7. Apparatus for providing backup power to a semiconductor memory for preserving the bit pattern stored therein upon failure of the memory primary power, the memory including a plurality of individual memory circuits each having a write enable control terminal that is connected to a memory control node which receives a write enable signal from a write enable output terminal of a control circuit wherein the memory is set up in a read mode when the write enable signal is in a first state and the memory is set up in a write mode when the write enable signal is in a second state, comprising:
a backup power source;
means connected to the memory primary power for generating an active state of a primary power warning signal upon failure of the memory primary power; and switch means connected to receive said primary power warning signal for connecting the write enable output terminal to the memory control node when said primary power warning signal is not in said active state, said switch means further for disconnecting the write enable output terminal from the memory control node and connecting said backup power source to the memory control node when said primary power warning signal is in said active state.

8. The apparatus recited on Claim 7 wherein said backup power source provides a voltage that corresponds to the first state of the write enable signal to limit the memory to operation in the read mode following failure of the primary power thereby protecting the bit pattern stored in the memory.

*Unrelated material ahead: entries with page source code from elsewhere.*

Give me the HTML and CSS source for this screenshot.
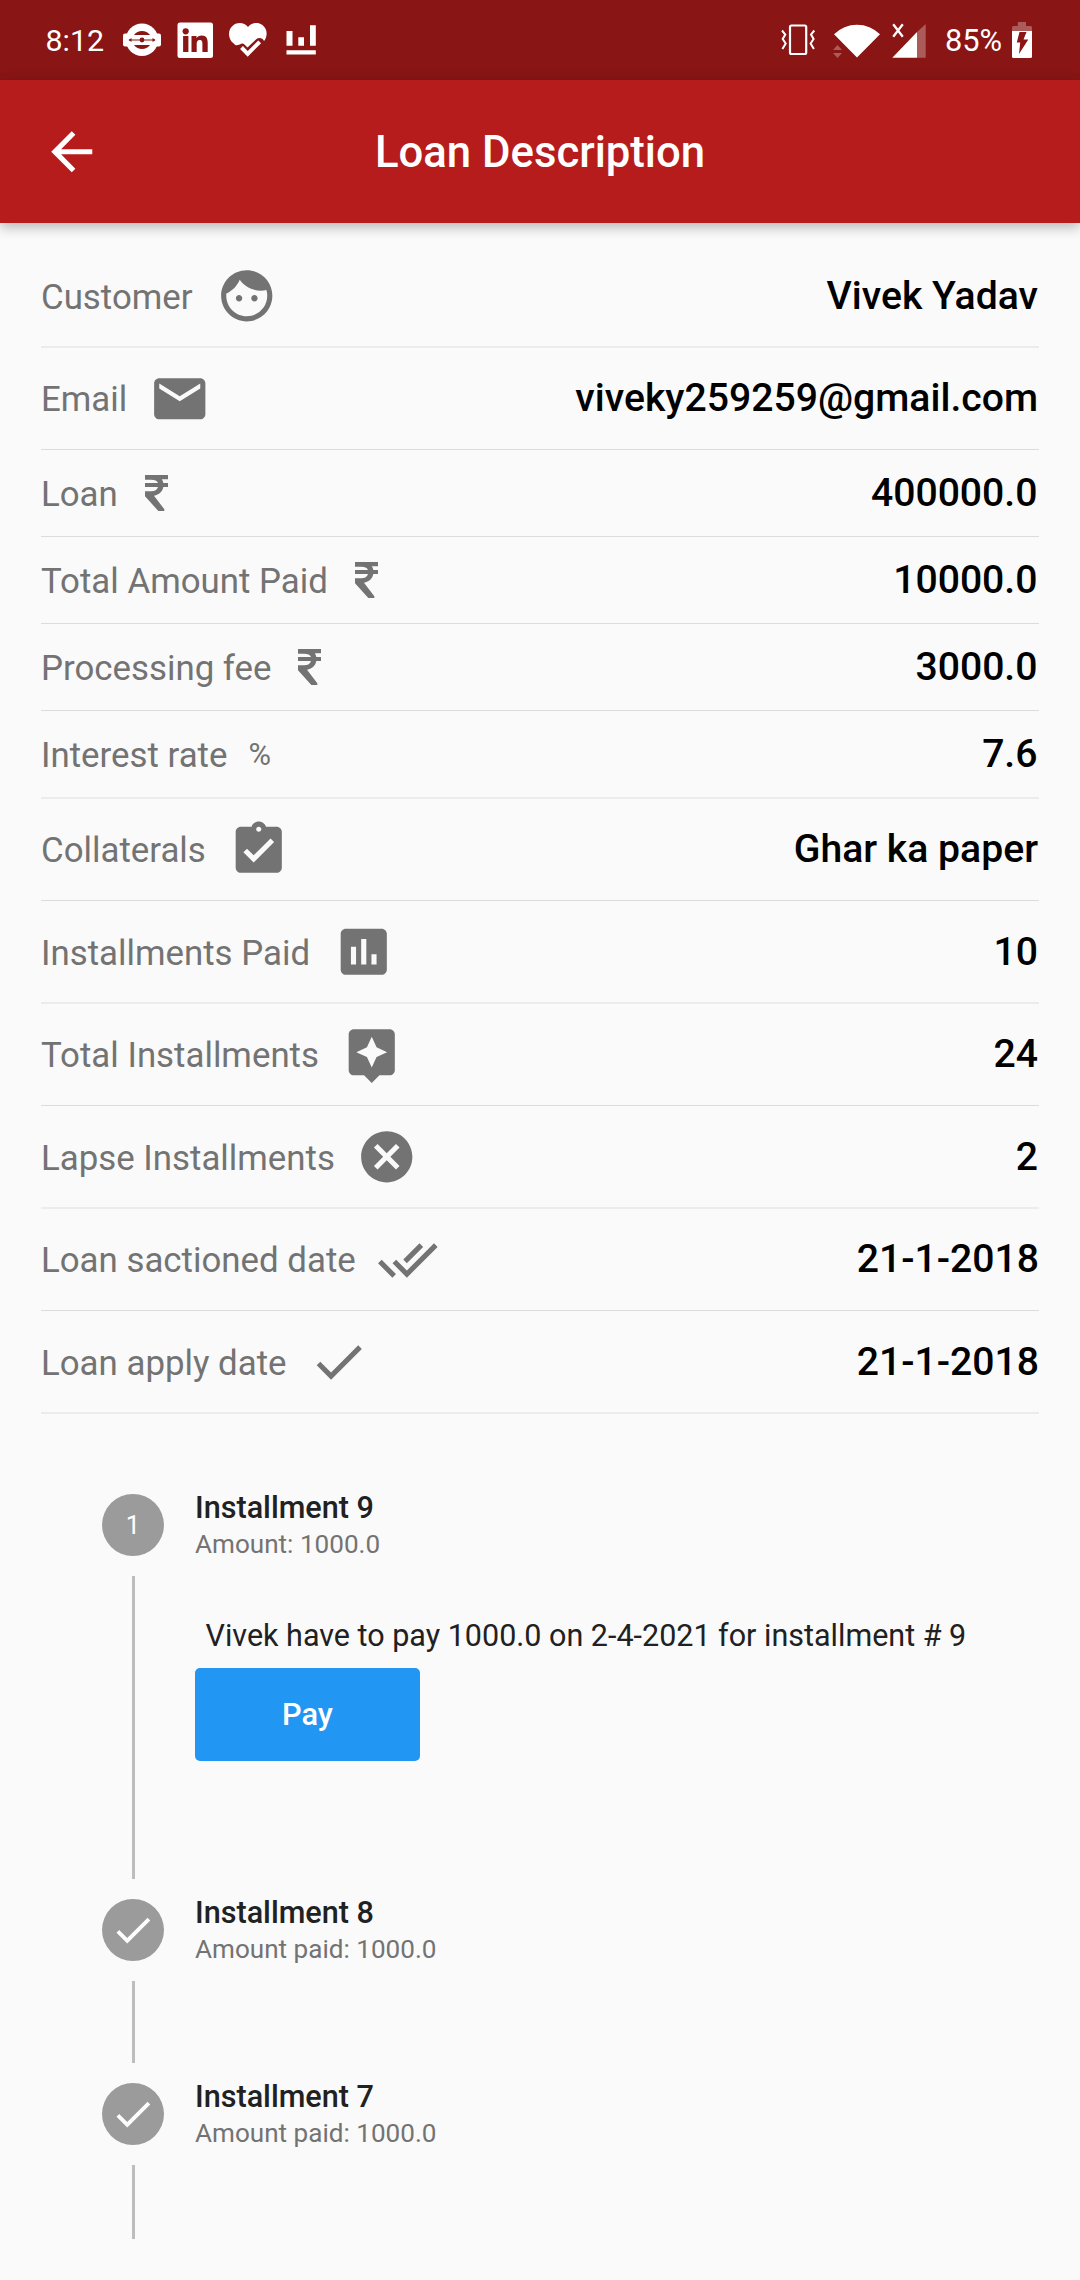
FILE: index.html
```html
<!DOCTYPE html>
<html lang="en">
<head>
<meta charset="utf-8">
<title>Loan Description</title>
<link rel="stylesheet" href="styles.css">
</head>
<body>
<div class="status">
  <span class="time">8:12</span>
  <svg class="s-train" width="38" height="80" viewBox="123 0 38 80"><circle cx="142" cy="39.7" r="16.2" fill="#fff"/><rect x="123" y="33.5" width="38" height="13" rx="2" fill="#fff"/><path d="M134 35a10 10 0 0 1 16 0zM134 45a10 10 0 0 0 16 0z" fill="#891515"/><path d="M129 40h26" stroke="#891515" stroke-width="1"/><circle cx="142" cy="40" r="2.4" fill="#891515"/><path d="M128.500 40l3-2v4zM155.500 40l-3-2v4z" fill="#891515"/></svg>
  <svg class="s-in" width="36" height="80" viewBox="177 0 36 80"><rect x="177.500" y="22.500" width="35.500" height="35.500" rx="2.500" fill="#fff"/><g fill="#891515"><circle cx="185.700" cy="31.300" r="3.100"/><rect x="183.100" y="36" width="5.300" height="16"/><path d="M191.500 36h5v2.200c1-1.600 2.800-2.600 5.200-2.600 4.700 0 6 3 6 7.500V52h-5.300v-8c0-2-.2-3.900-2.700-3.900-2.400 0-3 1.800-3 3.800V52h-5.200z"/></g></svg>
  <svg class="s-heart" width="38" height="80" viewBox="229 0 38 80"><path d="M248 27c-3.500-4.600-10.500-5.200-15-1.500-5 4-5 11-1.500 16L248 57l16-15.500c3.500-5 4-12-1.500-16.500-4.500-3.300-11-2.500-14.500 2z" fill="#fff"/><path d="M233 46l7-1.500a3 3 0 0 1 4.500 0l3 3 9-8.500c2.500-2 6.500-1 7.500 2l4-2v20h-35z" fill="#891515"/><path d="M241.500 47.500l6.200 6.300 12-12" fill="none" stroke="#fff" stroke-width="4"/></svg>
  <svg class="s-bars" width="30" height="80" viewBox="286 0 30 80"><path d="M286.500 31h6v14.700h-6zM298.300 37.300h5.700v8.400h-5.700zM310 25.300h5.800v20.400H310zM286.500 50.300h29.300v4.200h-29.300z" fill="#fff"/></svg>
  <div class="status-right">
    <svg class="s-vib" width="35" height="80" viewBox="781 0 35 80" fill="none" stroke="#fff"><rect x="790" y="25.500" width="16.200" height="28.500" rx="1.500" stroke-width="2.200"/><path d="M782 30.500l3.300 4-2.600 4.500 3 4.500-3.300 5.500M814.300 30.500l-3.300 4 2.600 4.500-3 4.500 3.300 5.500" stroke-width="2"/></svg>
    <svg class="s-wifi" width="48" height="80" viewBox="833 0 48 80"><path d="M834 34.300a32.500 32.500 0 0 1 46 0L857 57.500z" fill="#fff"/><path d="M833 50l4.500-5 4.500 5zM833 53h9l-4.500 5z" fill="#fff" opacity=".3"/></svg>
    <svg class="s-cell" width="35" height="80" viewBox="892 0 35 80"><path d="M892.300 57.700L917 32v25.700z" fill="#fff"/><path d="M917 32l8.700-8v33.700H917z" fill="#fff" opacity=".3"/><path d="M893.200 24.300l9.600 12.400M902.800 24.300l-9.600 12.400" stroke="#fff" stroke-width="2.300"/></svg>
    <span class="battery-text">85%</span>
    <svg class="s-bat" width="20" height="80" viewBox="1012 0 20 80"><path d="M1012 31v-3.500q0-1.500 1.500-1.500h4.300v-4h8.200v4h4.500q1.500 0 1.500 1.500V31z" fill="#fff" opacity=".3"/><path d="M1012 31h20v25.500q0 1.500-1.500 1.500h-17q-1.500 0-1.500-1.500z" fill="#fff"/><path d="M1019.500 32h7l-3 7.500h4.800l-9.300 14.500 1.200-11.500h-3.400z" fill="#891515"/></svg>
  </div>
</div>
<header class="appbar">
  <svg class="icon back" viewBox="0 0 24 24"><path d="M20 11H7.830l5.590-5.590L12 4l-8 8 8 8 1.410-1.410L7.830 13H20v-2z"/></svg>
  <h1>Loan Description</h1>
</header>
<main>
<section class="details">
  <div class="row soft"><span class="label wide">Customer</span><svg class="icon" viewBox="0 0 24 24"><path d="M9 11.750c-.69 0-1.250.56-1.250 1.250s.56 1.250 1.250 1.250 1.250-.56 1.250-1.250-.56-1.250-1.250-1.250zm6 0c-.69 0-1.250.56-1.250 1.250s.56 1.250 1.250 1.250 1.250-.56 1.250-1.250-.56-1.250-1.250-1.250zM12 2C6.480 2 2 6.480 2 12s4.480 10 10 10 10-4.480 10-10S17.520 2 12 2zm0 18c-4.410 0-8-3.590-8-8 0-.29.020-.58.050-.86 2.360-1.050 4.230-2.980 5.210-5.370C11.070 8.330 14.050 10 17.420 10c.78 0 1.530-.09 2.250-.26.21.71.33 1.470.33 2.260 0 4.410-3.590 8-8 8z"/></svg><span class="value">Vivek Yadav</span></div>
  <div class="row"><span class="label mid">Email</span><svg class="icon" viewBox="0 0 24 24"><path d="M20 4H4c-1.100 0-1.990.9-1.990 2L2 18c0 1.100.9 2 2 2h16c1.100 0 2-.9 2-2V6c0-1.100-.9-2-2-2zm0 4l-8 5-8-5V6l8 5 8-5v2z"/></svg><span class="value">viveky259259@gmail.com</span></div>
  <div class="row short"><span class="label">Loan</span><svg class="rupee" viewBox="15 27 69 108"><path d="M15 27H84V40H65C68 43 69 47 70 51H84V63H70C67 77 58 86 42 89L73 130V135H55L15 91V76H33C45 76 52 71 54 63H15V51H54C51 44 45 41 33 41H15Z"/></svg><span class="value">400000.0</span></div>
  <div class="row short"><span class="label">Total Amount Paid</span><svg class="rupee" viewBox="15 27 69 108"><path d="M15 27H84V40H65C68 43 69 47 70 51H84V63H70C67 77 58 86 42 89L73 130V135H55L15 91V76H33C45 76 52 71 54 63H15V51H54C51 44 45 41 33 41H15Z"/></svg><span class="value">10000.0</span></div>
  <div class="row short"><span class="label">Processing fee</span><svg class="rupee" viewBox="15 27 69 108"><path d="M15 27H84V40H65C68 43 69 47 70 51H84V63H70C67 77 58 86 42 89L73 130V135H55L15 91V76H33C45 76 52 71 54 63H15V51H54C51 44 45 41 33 41H15Z"/></svg><span class="value">3000.0</span></div>
  <div class="row short soft"><span class="label">Interest rate</span><span class="percent">%</span><span class="value">7.6</span></div>
  <div class="row"><span class="label mid">Collaterals</span><svg class="icon" viewBox="0 0 24 24"><path d="M19 3h-4.180C14.400 1.840 13.300 1 12 1c-1.300 0-2.400.84-2.820 2H5c-1.100 0-2 .9-2 2v14c0 1.100.9 2 2 2h14c1.100 0 2-.9 2-2V5c0-1.100-.9-2-2-2zm-7 0c.55 0 1 .45 1 1s-.45 1-1 1-1-.45-1-1 .45-1 1-1zm-2 14l-4-4 1.410-1.410L10 14.170l6.590-6.590L18 9l-8 8z"/></svg><span class="value">Ghar ka paper</span></div>
  <div class="row soft"><span class="label wide">Installments Paid</span><svg class="icon" viewBox="0 0 24 24"><path d="M19 3H5c-1.100 0-2 .9-2 2v14c0 1.100.9 2 2 2h14c1.100 0 2-.9 2-2V5c0-1.100-.9-2-2-2zM9 17H7v-7h2v7zm4 0h-2V7h2v10zm4 0h-2v-4h2v4z"/></svg><span class="value">10</span></div>
  <div class="row"><span class="label mid">Total Installments</span><svg class="icon" viewBox="0 0 24 24"><path d="M19 2H5c-1.100 0-2 .9-2 2v14c0 1.100.9 2 2 2h4l3 3 3-3h4c1.100 0 2-.9 2-2V4c0-1.100-.9-2-2-2zm-5.120 10.880L12 17l-1.880-4.120L6 11l4.120-1.880L12 5l1.880 4.120L18 11l-4.120 1.880z"/></svg><span class="value">24</span></div>
  <div class="row soft"><span class="label">Lapse Installments</span><svg class="icon" viewBox="0 0 24 24"><path d="M12 2C6.470 2 2 6.470 2 12s4.470 10 10 10 10-4.470 10-10S17.530 2 12 2zm5 13.590L15.590 17 12 13.410 8.410 17 7 15.590 10.590 12 7 8.410 8.410 7 12 10.590 15.590 7 17 8.410 13.410 12 17 15.590z"/></svg><span class="value">2</span></div>
  <div class="row"><span class="label">Loan sactioned date</span><svg class="icon" viewBox="0 0 24 24"><path d="M18 7l-1.410-1.410-6.340 6.340 1.410 1.410L18 7zm4.240-1.410L11.660 16.170 7.480 12l-1.410 1.410L11.660 19l12-12-1.420-1.410zM.41 13.410L6 19l1.410-1.410L1.830 12 .41 13.410z"/></svg><span class="value date">21-1-2018</span></div>
  <div class="row soft"><span class="label">Loan apply date</span><svg class="icon" viewBox="0 0 24 24"><path d="M9 16.200L4.800 12l-1.400 1.400L9 19 21 7l-1.400-1.400L9 16.200z"/></svg><span class="value date">21-1-2018</span></div>
</section>
<section class="stepper">
  <div class="step current">
    <div class="dot">1</div>
    <div class="heading"><b>Installment 9</b><span>Amount: 1000.0</span></div>
    <div class="rail"></div>
    <div class="content"><p>Vivek have to pay 1000.0 on 2-4-2021 for installment # 9</p><button type="button">Pay</button></div>
  </div>
  <div class="step">
    <div class="dot"><svg viewBox="0 0 24 24"><path d="M9 16.200L4.800 12l-1.400 1.400L9 19 21 7l-1.400-1.400L9 16.200z"/></svg></div>
    <div class="heading"><b>Installment 8</b><span>Amount paid: 1000.0</span></div>
    <div class="rail"></div>
  </div>
  <div class="step last">
    <div class="dot"><svg viewBox="0 0 24 24"><path d="M9 16.200L4.800 12l-1.400 1.400L9 19 21 7l-1.400-1.400L9 16.200z"/></svg></div>
    <div class="heading"><b>Installment 7</b><span>Amount paid: 1000.0</span></div>
    <div class="rail"></div>
  </div>
</section>
</main>
</body>
</html>
```
FILE: styles.css
```css
* { box-sizing: border-box; }
body { margin: 0; width: 1080px; height: 2280px; overflow: hidden; background: #fafafa; color: #212121; font-family: Roboto, "Noto Sans", sans-serif; }
svg { display: block; flex: none; }

/* System status bar */
.status { height: 80px; display: flex; align-items: center; padding: 0 48px 0 45.5px; background: #891515; color: #fff; font-size: 30.4px; line-height: 36px; }
.time { width: 77.5px; padding-top: 1px; }
.s-in { margin-left: 16px; }
.s-heart { margin-left: 16px; }
.s-bars { margin-left: 19px; }
.status-right { display: flex; align-items: center; margin-left: auto; }
.s-wifi { margin-left: 17px; }
.s-cell { margin-left: 11px; }
.battery-text { width: 85px; padding: 2px 0 0 18px; font-size: 30.8px; }

/* App bar */
.appbar { position: relative; height: 143px; display: grid; grid-template-columns: 62px 1fr 62px; align-items: center; padding: 0 41px; background: #b71c1c; color: #fff; box-shadow: 0 4px 12px rgba(0, 0, 0, .28); }
.appbar h1 { margin: 0; text-align: center; font-size: 43.7px; line-height: 52px; font-weight: 500; }
.icon { width: 61.5px; height: 61.5px; fill: #737373; }
.appbar .back { fill: #fff; }

/* Loan details */
.details { padding: 22px 41px 0; }
.row { display: flex; align-items: center; height: 102px; border-bottom: 1px solid #dcdcdc; }
.row.short { height: 87px; }
.row.soft { height: 103px; border-bottom: 2px solid #ececec; }
.row.short.soft { height: 88px; }
.label { margin-right: 21px; padding-top: 3px; font-size: 34.85px; line-height: 41px; color: #737373; white-space: nowrap; }
.label.mid { margin-right: 22px; }
.label.wide { margin-right: 23px; }
.rupee { width: 23px; height: 36px; margin-left: 6px; fill: #737373; }
.percent { font-size: 30.76px; line-height: 37px; color: #737373; }
.value { margin-left: auto; padding-right: 1px; font-size: 39.15px; line-height: 46px; font-weight: 500; color: #000; }
.value.date { padding-right: 0; }
.row.short .value { padding-right: 1.5px; }
.row:not(.soft):not(.short) .label { padding-top: 1px; }
.row:not(.soft):not(.short) .value { padding-bottom: 2px; }

/* Installment stepper */
.stepper { padding: 80px 102px 0; }
.step { display: grid; grid-template: 62px 1fr / 62px 1fr; column-gap: 31px; height: 184px; }
.step.current { height: 405px; }
.step.last { height: 176px; }
.dot { display: flex; align-items: center; justify-content: center; border-radius: 50%; background: #9b9b9b; color: #fff; font-size: 25.6px; line-height: 30px; }
.dot svg { width: 46px; height: 46px; fill: #fff; }
.heading { display: flex; flex-direction: column; justify-content: center; padding-top: 2px; line-height: 36px; }
.heading b { font-size: 30.6px; font-weight: 500; }
.heading span { padding-top: 1px; font-size: 26.1px; line-height: 35px; color: #737373; }
.rail { width: 3px; margin: 20px auto; background: #bdbdbd; }
.content { padding-top: 62px; }
.content p { margin: 0 0 14px 10.5px; font-size: 30.5px; line-height: 36px; white-space: nowrap; }
.content button { display: block; width: 225px; height: 93px; padding: 0; border: 0; border-radius: 5px; background: #2196f3; color: #fff; font: 500 30.76px/36px Roboto, sans-serif; }
```
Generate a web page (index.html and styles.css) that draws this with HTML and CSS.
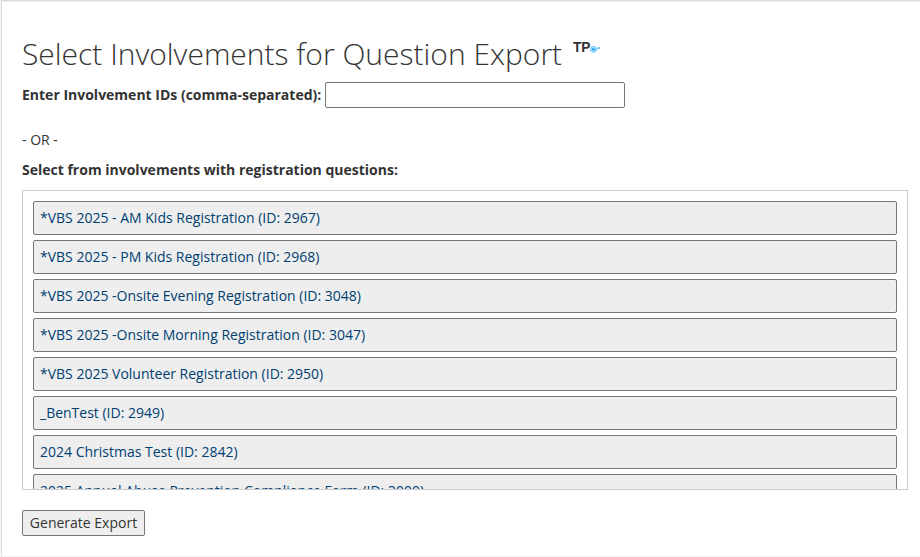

9. A method for providing backup power to preserve the bit pattern stored in a semiconductor memory circuit upon failure of the memory circuit primary power, the memory circuit having a write enable control terminal for receiving a write enable signal from a write enable output terminal of a control circuit wherein the memory circuit is set up in a read mode when the write enable signal is in a first state and the memory circuit is set up in a write mode when the write enable signal is in a second state, comprising the steps of:
monitoring the memory circuit primary power to detect a failure of the primary power;
driving a primary power warning signal from an inactive state to an active state when a failure of the primary power is detected;
transmitting the write enable signal from the control circuit to the write enable control terminal of the memory circuit when said primary power warning signal is not in the active state; and providing power from a backup power source to the memory circuit through the write enable control terminal when said primary power warning signal is in the active state.

10. A method for providing backup power to preserve the bit pattern stored in a semiconductor memory circuit upon failure of the memory circuit primary power, the memory circuit having a write enable control terminal for receiving a write enable signal from a write enable output terminal of a control circuit wherein the memory circuit is set up in a read mode when the write enable signal is in a first state and the memory circuit is set up in a write mode when the write enable signal is in a second state, comprising the steps of:
monitoring the memory circuit primary power to detect a failure of the primary power;
driving a primary power warning signal from an inactive state to an active state when a failure of the primary power is detected;
connecting the write enable output terminal of the control circuit to the write enable control terminal of the memory circuit when said primary power warning signal is at said inactive state;
disconnecting the write enable output terminal of the control circuit from the write enable control terminal of the memory circuit when said primary power warning signal is in said active state; and connecting a backup power source to said write enable control terminal when said primary power warning signal is in said active state.

11. A method for providing backup power to a semiconductor memory for preserving the bit pattern stored therein upon failure of the memory primary power, the memory including a plurality of individual memory circuits each having a write enable control terminal that is connected to a memory control node which receives a write enable signal from a write enable output terminal of a control circuit wherein the memory is set up in a read mode when the write enable signal is at a first state and the memory is set up in a write mode when the write enable signal is in a second state, comprising the steps of:
monitoring the memory primary power to detect a failure of the primary power;
driving a primary power warning signal from an inactive state to an active state when a failure of the primary power is detected;
connecting the write enable output terminal of the control circuit to the memory control node of the memory when said primary power warning signal is in said inactive state;
disconnecting the write enable output terminal of the control circuit from the memory control node of the memory when said primary power warning signal is at said active state; and connecting a backup power source to the memory control node when said primary power warning signal is in said active state.